As it is, Egypt, with miniscule rainfall, can barely make ends meet with the lion's share of the Nile waters as its population swells. It will need even more water in the future as the climate gets drier because of global climate change.

However, 85 percent of the Nile's waters originate in the Ethiopian Highlands, the source of the Blue Nile that meets the White Nile in Khartoum, capital of Sudan.

The upstream states say they too need to accommodate swelling populations and need water to irrigate more farmland and to power hydroelectric projects.

The grandiose dam projects developed by the regime of Ethiopian leader Meles Zenawi, who was one of Mubarak's most militant critics, have incensed Cairo.

Apart from the three dams Salini Costruttori is to build, Zenawi inaugurated the 460MW Tana Beles dam on the Blue Nile in May 2010 and the 420MW Gilgel Gibe 2 dam on the Omo River.

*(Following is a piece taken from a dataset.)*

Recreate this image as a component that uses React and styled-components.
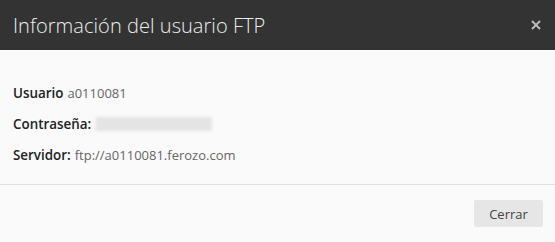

Cairo is deeply concerned about the plans for more dams, such as the 300MW Tekeze 1 and 2 projects, because it fears the cumulative effect will mean much lower water levels downstream.

After Tana Beles began operating in 2010, Mubarak talked with Italian Prime Minister Silvio Berlusconi seeking to persuade him to curb funding for the Ethiopian hydropower projects.

Mubarak's downfall will encourage Zenawi and others, most notably Uganda, to defy Cairo's protests.

The military-run government that has taken over from Mubarak has given no indication what it plans to do about the Nile issue.

But in December, Cairo indicated it would agree to certain projects on the Nile, including a joint venture with Uganda to construct a 1,000 MW dam.

Ugandan President Yoweri Museveni has said he plans to have a generating capacity of 17,000 MW by 2025.

Whether Cairo's willingness to deal with Uganda, where the White Nile rises, points to a more accommodating policy with the other upstream states is still not clear.

It may be part of a plan to divide the upstream states, and in particular target Ethiopia, the driving force behind the campaign to end Egypt's monopoly over the Nile's waters.